A great number of other topics related to climate change also are being investigated.  These include the implications for developing countries’ international trade competitiveness if they receive large international transfers for GHG mitigation; additional work on international carbon markets; the political economy of energy subsidy reform; the impacts of uncertainty on investment in lower-carbon technology; development of insurance and other financial mechanisms to mitigate climate-related risks; the macro-economic impacts of natural disasters; energy access for the rural poor; options for international management of payments for curbing deforestation (“REDD”); accounting for the effects of potential damages from climate change in national income accounts; and issues of equity in the context of international negotiations for GHG mitigation.

Resources permitting, the Bank could expand its research on development and climate change mitigation, adaptation, and sequestration, to gain a better understanding of the synergies and trade-offs between these policies for developing countries.
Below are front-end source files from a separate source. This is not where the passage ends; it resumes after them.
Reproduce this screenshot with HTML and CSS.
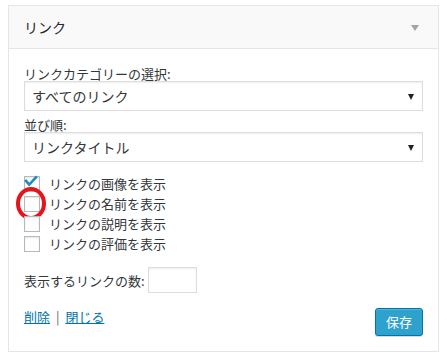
FILE: index.html
```html
<!DOCTYPE html>
<html lang="ja">
<head>
    <meta charset="UTF-8">
    <meta name="viewport" content="width=device-width, initial-scale=1.0">
    <title>リンク ウィジェット</title>
    <link rel="stylesheet" href="styles.css">
</head>
<body>
    <div class="widget">
        <div class="widget-top">
            <h3>リンク</h3>
            <span class="toggle-arrow"></span>
        </div>
        <div class="widget-inside">
            <p class="field">
                <label for="cat">リンクカテゴリーの選択:</label>
                <span class="select-wrap">
                    <select id="cat">
                        <option>すべてのリンク</option>
                    </select>
                </span>
            </p>
            <p class="field">
                <label for="orderby">並び順:</label>
                <span class="select-wrap">
                    <select id="orderby">
                        <option>リンクタイトル</option>
                    </select>
                </span>
            </p>
            <div class="checks">
                <label class="check-row">
                    <span class="checkbox checked">
                        <svg viewBox="0 0 20 20" width="20" height="20"><path d="M3 7.8 L6.2 11.6 L13 4.4" fill="none" stroke="#1e8cbe" stroke-width="2.6" stroke-linecap="square"/></svg>
                    </span>
                    リンクの画像を表示
                </label>
                <label class="check-row">
                    <span class="checkbox"></span>
                    リンクの名前を表示
                    <span class="marker"></span>
                </label>
                <label class="check-row">
                    <span class="checkbox"></span>
                    リンクの説明を表示
                </label>
                <label class="check-row">
                    <span class="checkbox"></span>
                    リンクの評価を表示
                </label>
            </div>
            <p class="number-row">
                <label for="limit">表示するリンクの数:</label>
                <input type="text" id="limit" class="small-input">
            </p>
            <div class="actions">
                <div class="action-links">
                    <a href="#">削除</a> <span class="sep">|</span> <a href="#">閉じる</a>
                </div>
                <button class="button-primary">保存</button>
            </div>
        </div>
    </div>
</body>
</html>
```

FILE: styles.css
```css
* {
    margin: 0;
    padding: 0;
    box-sizing: border-box;
}
body {
    font-family: "Noto Sans CJK JP", "Noto Sans", sans-serif;
    font-size: 13px;
    color: #32373c;
    background: #fff;
    padding: 5px 8px;
}
.widget {
    width: 431px;
    border: 1px solid #e5e5e5;
    background: #fff;
}
.widget-top {
    height: 43px;
    background: #f9f9f9;
    border-bottom: 1px solid #e5e5e5;
    display: flex;
    align-items: center;
    justify-content: space-between;
    padding: 0 19px 0 15px;
}
.widget-top h3 {
    font-size: 14px;
    font-weight: normal;
    color: #23282d;
    line-height: 20px;
}
.toggle-arrow {
    width: 0;
    height: 0;
    border-left: 4px solid transparent;
    border-right: 4px solid transparent;
    border-top: 6px solid #a0a5aa;
    margin-top: 2px;
}
.widget-inside {
    padding: 18px 15px 15px;
}
.field label {
    display: block;
    line-height: 14px;
}
.field + .field {
    margin-top: 7px;
}
.select-wrap {
    display: block;
    position: relative;
}
.select-wrap::after {
    content: "";
    position: absolute;
    right: 9px;
    top: 13px;
    border-left: 3.5px solid transparent;
    border-right: 3.5px solid transparent;
    border-top: 6px solid #222;
    pointer-events: none;
}
.select-wrap select {
    appearance: none;
    -webkit-appearance: none;
    width: 100%;
    height: 30px;
    border: 1px solid #ddd;
    border-radius: 0;
    box-shadow: inset 0 1px 2px rgba(0, 0, 0, 0.07);
    background: #fff;
    font-family: inherit;
    font-size: 14px;
    color: #32373c;
    padding: 0 7px;
    line-height: 28px;
}
.checks {
    margin-top: 12px;
}
.check-row {
    display: flex;
    align-items: center;
    height: 20px;
    line-height: 20px;
    position: relative;
}
.checkbox {
    width: 16px;
    height: 16px;
    border: 1px solid #b4b9be;
    background: #fff;
    box-shadow: inset 0 1px 2px rgba(0, 0, 0, 0.1);
    margin-right: 9px;
    position: relative;
    flex-shrink: 0;
}
.checkbox svg {
    position: absolute;
    left: -2px;
    top: -4px;
}
.marker {
    position: absolute;
    left: -8px;
    top: -7px;
    width: 30px;
    height: 33px;
    border: 4px solid #e8141b;
    border-radius: 50%;
}
.number-row {
    display: flex;
    align-items: center;
    margin-top: 13px;
}
.small-input {
    width: 49px;
    height: 26px;
    margin-left: 3px;
    border: 1px solid #ddd;
    box-shadow: inset 0 1px 2px rgba(0, 0, 0, 0.07);
    font-family: inherit;
}
.actions {
    display: flex;
    justify-content: space-between;
    align-items: flex-start;
    margin-top: 15px;
}
.action-links {
    line-height: 18px;
}
.action-links a {
    color: #0073aa;
    text-decoration: underline;
}
.sep {
    color: #666;
    margin: 0 3px;
}
.button-primary {
    height: 28px;
    padding: 0 10px;
    background: #2ea2cc;
    border: 1px solid #0074a2;
    border-radius: 3px;
    box-shadow: inset 0 1px 0 rgba(120, 200, 230, 0.5), 0 1px 0 rgba(0, 0, 0, 0.15);
    color: #fff;
    font-family: inherit;
    font-size: 13px;
    line-height: 26px;
    cursor: pointer;
}
```
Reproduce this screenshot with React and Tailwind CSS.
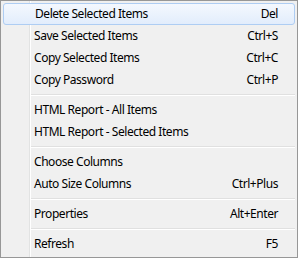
import React from 'react';

const groups = [
  [
    { label: 'Delete Selected Items', shortcut: 'Del', active: true },
    { label: 'Save Selected Items', shortcut: 'Ctrl+S' },
    { label: 'Copy Selected Items', shortcut: 'Ctrl+C' },
    { label: 'Copy Password', shortcut: 'Ctrl+P' },
  ],
  [
    { label: 'HTML Report - All Items' },
    { label: 'HTML Report - Selected Items' },
  ],
  [
    { label: 'Choose Columns' },
    { label: 'Auto Size Columns', shortcut: 'Ctrl+Plus' },
  ],
  [{ label: 'Properties', shortcut: 'Alt+Enter' }],
  [{ label: 'Refresh', shortcut: 'F5' }],
];

const Gutter = () => (
  <span className="w-[27px] h-full shrink-0 border-r border-[#e2e3e3] shadow-[1px_0_0_#ffffff]" />
);

const MenuItem = ({ label, shortcut, active }) => {
  if (active) {
    return (
      <div className="h-[22px] flex items-center rounded-[3px] border border-[#aecdf3] bg-gradient-to-b from-[#f4f8fe] to-[#e2edfc] pl-[31px] pr-[16px]">
        <span className="flex-1">{label}</span>
        {shortcut && <span>{shortcut}</span>}
      </div>
    );
  }
  return (
    <div className="h-[22px] flex items-center">
      <Gutter />
      <span className="flex-1 pl-[4px]">{label}</span>
      {shortcut && <span className="pr-[17px]">{shortcut}</span>}
    </div>
  );
};

const Separator = () => (
  <div className="h-[8px] flex">
    <Gutter />
    <div className="flex-1 pl-[1px] pt-[3px]">
      <div className="h-px bg-[#e0e0e0]" />
      <div className="h-px bg-white" />
    </div>
  </div>
);

export default function App() {
  return (
    <div className="w-[298px] h-[258px] border border-[#979797] bg-[#f0f0f0] px-[2px] text-[12px] leading-none tracking-[-0.45px] text-black font-['Noto_Sans',sans-serif]">
      <div className="h-[2px] flex">
        <Gutter />
      </div>
      {groups.map((items, gi) => (
        <React.Fragment key={gi}>
          {gi > 0 && <Separator />}
          {items.map((item) => (
            <MenuItem key={item.label} {...item} />
          ))}
        </React.Fragment>
      ))}
      <div className="h-[2px] flex">
        <Gutter />
      </div>
    </div>
  );
}
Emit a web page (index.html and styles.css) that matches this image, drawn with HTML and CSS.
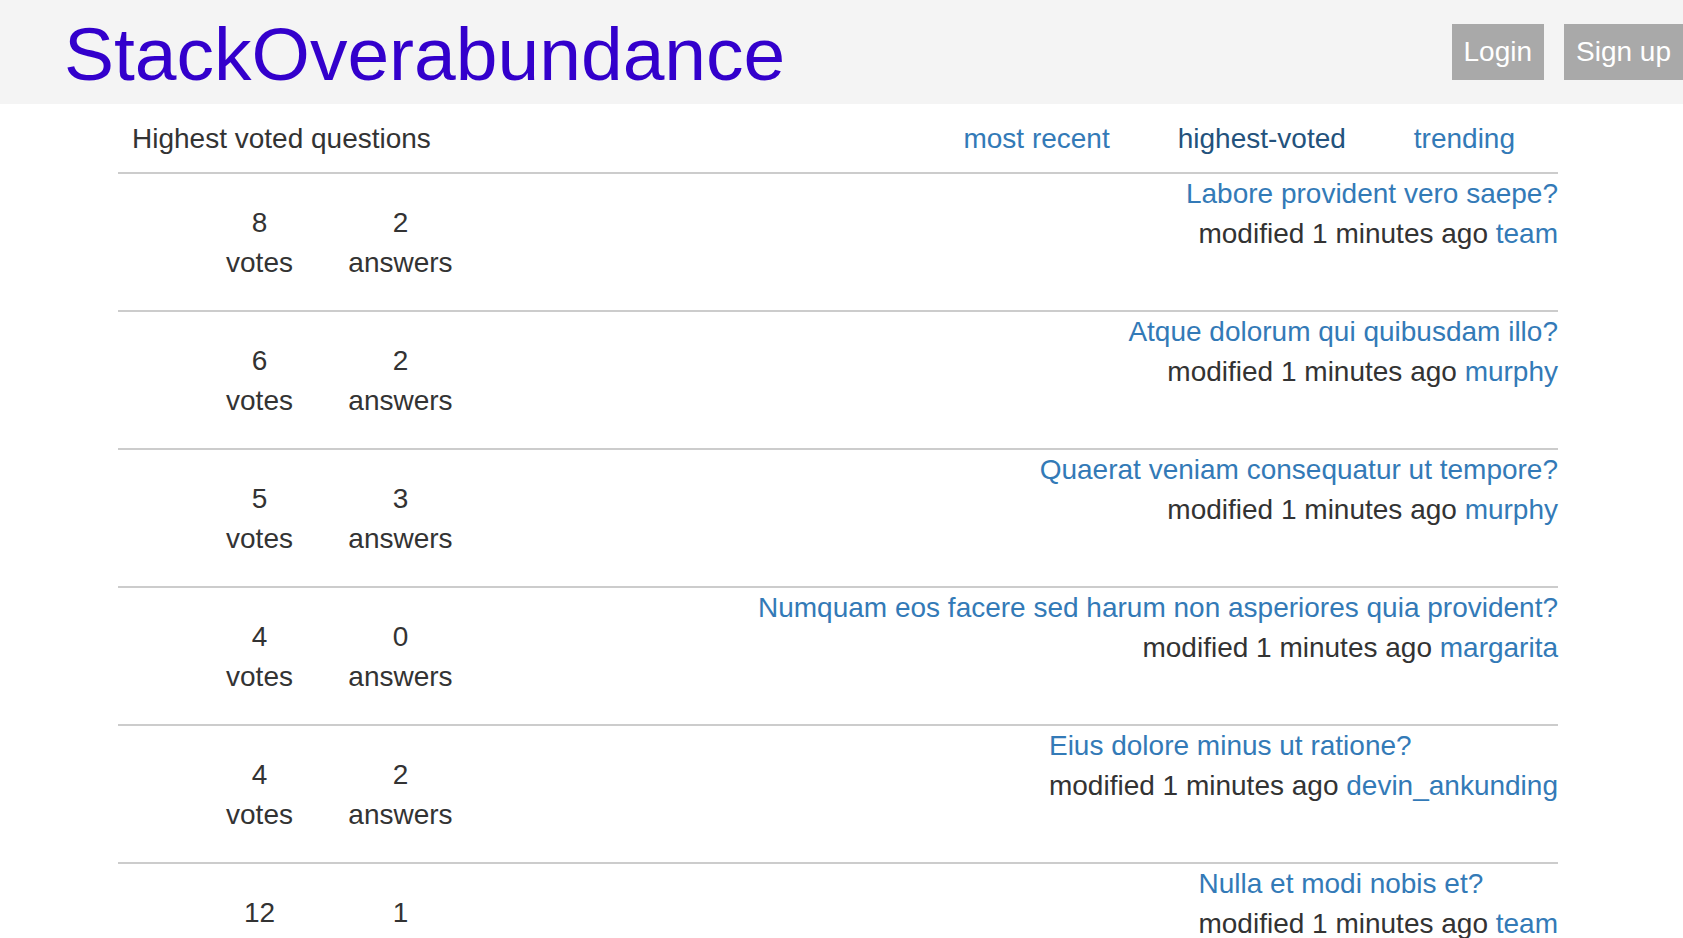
FILE: index.html
```html
<!DOCTYPE html>
<html lang="en">
<head>
<meta charset="utf-8">
<title>StackOverabundance</title>
<link rel="stylesheet" href="styles.css">
</head>
<body>
<header class="topbar">
  <a class="logo" href="#">StackOverabundance</a>
  <div class="auth">
    <a class="btn" href="#">Login</a>
    <a class="btn" href="#">Sign up</a>
  </div>
</header>
<main class="container">
  <div class="subnav">
    <h2 class="subnav-title">Highest voted questions</h2>
    <nav class="tabs">
      <a class="tab" href="#">most recent</a>
      <a class="tab tab-active" href="#">highest-voted</a>
      <a class="tab" href="#">trending</a>
    </nav>
  </div>

  <div class="question">
    <div class="stats">
      <div class="stat"><div>8</div><div>votes</div></div>
      <div class="stat"><div>2</div><div>answers</div></div>
    </div>
    <div class="summary">
      <a class="q-title" href="#">Labore provident vero saepe?</a>
      <div class="meta">modified 1 minutes ago <a href="#">team</a></div>
    </div>
  </div>

  <div class="question">
    <div class="stats">
      <div class="stat"><div>6</div><div>votes</div></div>
      <div class="stat"><div>2</div><div>answers</div></div>
    </div>
    <div class="summary">
      <a class="q-title" href="#">Atque dolorum qui quibusdam illo?</a>
      <div class="meta">modified 1 minutes ago <a href="#">murphy</a></div>
    </div>
  </div>

  <div class="question">
    <div class="stats">
      <div class="stat"><div>5</div><div>votes</div></div>
      <div class="stat"><div>3</div><div>answers</div></div>
    </div>
    <div class="summary">
      <a class="q-title" href="#">Quaerat veniam consequatur ut tempore?</a>
      <div class="meta">modified 1 minutes ago <a href="#">murphy</a></div>
    </div>
  </div>

  <div class="question">
    <div class="stats">
      <div class="stat"><div>4</div><div>votes</div></div>
      <div class="stat"><div>0</div><div>answers</div></div>
    </div>
    <div class="summary">
      <a class="q-title" href="#">Numquam eos facere sed harum non asperiores quia provident?</a>
      <div class="meta">modified 1 minutes ago <a href="#">margarita</a></div>
    </div>
  </div>

  <div class="question">
    <div class="stats">
      <div class="stat"><div>4</div><div>votes</div></div>
      <div class="stat"><div>2</div><div>answers</div></div>
    </div>
    <div class="summary">
      <a class="q-title" href="#">Eius dolore minus ut ratione?</a>
      <div class="meta">modified 1 minutes ago <a href="#">devin_ankunding</a></div>
    </div>
  </div>

  <div class="question">
    <div class="stats">
      <div class="stat"><div>12</div><div>votes</div></div>
      <div class="stat"><div>1</div><div>answers</div></div>
    </div>
    <div class="summary">
      <a class="q-title" href="#">Nulla et modi nobis et?</a>
      <div class="meta">modified 1 minutes ago <a href="#">team</a></div>
    </div>
  </div>
</main>
</body>
</html>
```
FILE: styles.css
```css
html, body {
  margin: 0;
  padding: 0;
  background: #fff;
}
body {
  font-family: "Liberation Sans", Arial, Helvetica, sans-serif;
  font-size: 28px;
  line-height: 40px;
  color: #333;
  overflow: hidden;
}
a {
  color: #337ab7;
  text-decoration: none;
}

.topbar {
  display: flex;
  align-items: flex-start;
  height: 104px;
  background: #f4f4f4;
}
.logo {
  margin: 17px 0 0 64px;
  font-size: 75px;
  line-height: 74px;
  color: #3300cc;
}
.auth {
  margin-left: auto;
  margin-top: 24px;
  display: flex;
  gap: 20px;
}
.btn {
  display: block;
  padding: 8px 12px;
  line-height: 40px;
  background: #a9a9a9;
  color: #fff;
}

.container {
  width: 1440px;
  margin-left: 118px;
}
.subnav {
  display: flex;
  align-items: flex-start;
  padding: 15px 0 13px 14px;
  border-bottom: 2px solid #ccc;
}
.subnav-title {
  flex: 1;
  margin: 0;
  font-size: 28px;
  line-height: 40px;
  font-weight: normal;
}
.tabs {
  display: flex;
  gap: 68px;
  margin-right: 43px;
}
.tab-active {
  color: #23527c;
}

.question {
  display: flex;
  align-items: flex-start;
  height: 136px;
  border-bottom: 2px solid #ccc;
}
.stats {
  display: flex;
  margin-left: 71px;
  padding-top: 29px;
}
.stat {
  width: 141px;
  text-align: center;
}
.summary {
  margin-left: auto;
  display: flex;
  flex-direction: column;
}
.q-title {
  display: block;
  text-align: left;
}
.meta {
  text-align: right;
}
```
New research could be initiated on, inter alia, the impact of mitigation on energy and other international markets, new instruments to transfer resources from North to South to support sectorwide mitigation and adaptation activities, or methodologies for assessing the national and global spillovers from local impacts of climate change. 

Future Directions

Resources permitting, the Bank has opportunities to broaden and deepen its research on development and climate change.  The latter includes considerably more work on the economics of renewable energy, energy efficiency, and other options for lower-carbon growth, along with extension of recently initiated research on green growth, and more research on infrastructure investment and international carbon markets under uncertainty.  Opportunities for broadening include a significantly wider range of work on adaptation, and more extensive connections of climate change research to other topics in development including poverty reduction policies, the financial sector, health, and human migration.